Kazimierz Popiel


Kazimierz Popiel was a Polish mining engineer and drillman operating in the oil industry, captain of the military reserve force of the Polish Army, participant of the World War I and the 1939 defensive war, prisoner of the Nazi camps.

Biography

He was the son of Ferdynand Popiel and Wiktoria née Popiel.
He took part in World War I as a soldier in the ranks of Austro-Hungarian Army. In the battle of Piave he commanded an assault company. After Poland regained independence in the fall of 1918, he joined the Polish Army. In the first half of the 1920s, he was stationed in Przemyśl, where he was an adjutant of general Franciszek Latinik, commander of the District No. X Corps. Later, he was promoted to a captain of the military reserve force of the Polish Army.
He was a mining engineer and drillman active in the oil industry.
He married Anna née Latinik, the daughter of general Franciszek Latinik.
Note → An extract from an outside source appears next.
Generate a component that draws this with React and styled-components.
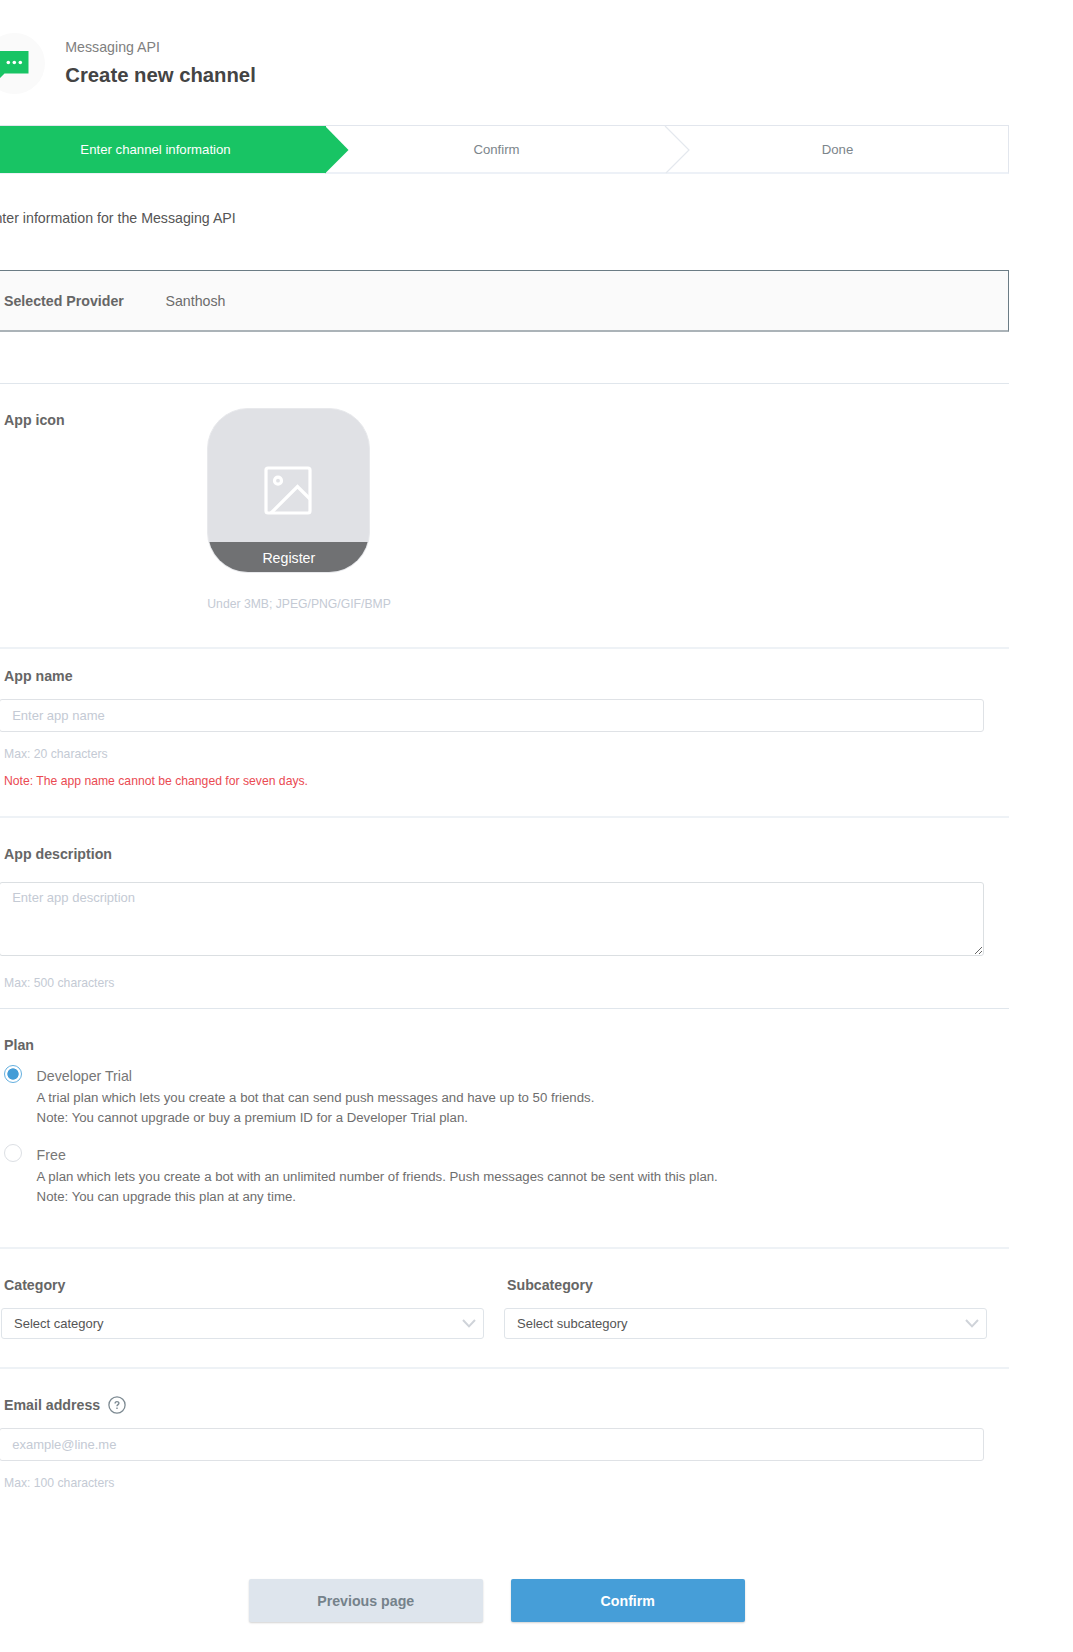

Their children Irena and Andrzej were born in 1925 and 1936 respectively.
In the 1930s, Kazimierz and Anna Popiel lived first in Boryslav and then in Lviv.
In the face of the German army invasion of Poland, Kazimierz Popiel took part in the 1939 defensive war, and was captured and imprisoned as a war prisoner. He was in an oflag in Hungary, from where he was taken to Dachau concentration camp. His wife moved in 1940 with children to her parents' house in Kraków to avoid deportation to the Soviet Union.
In 1947, Kazimierz Popiel arrived in Kraków, passing through Szczecin, and he met with his family. In the following years, he was the chief mechanic of the Warsaw Geological Coal Mining Enterprise.
He died on January 8, 1957 and was buried on January 11 the same year at the Bródno Cemetery in Warsaw.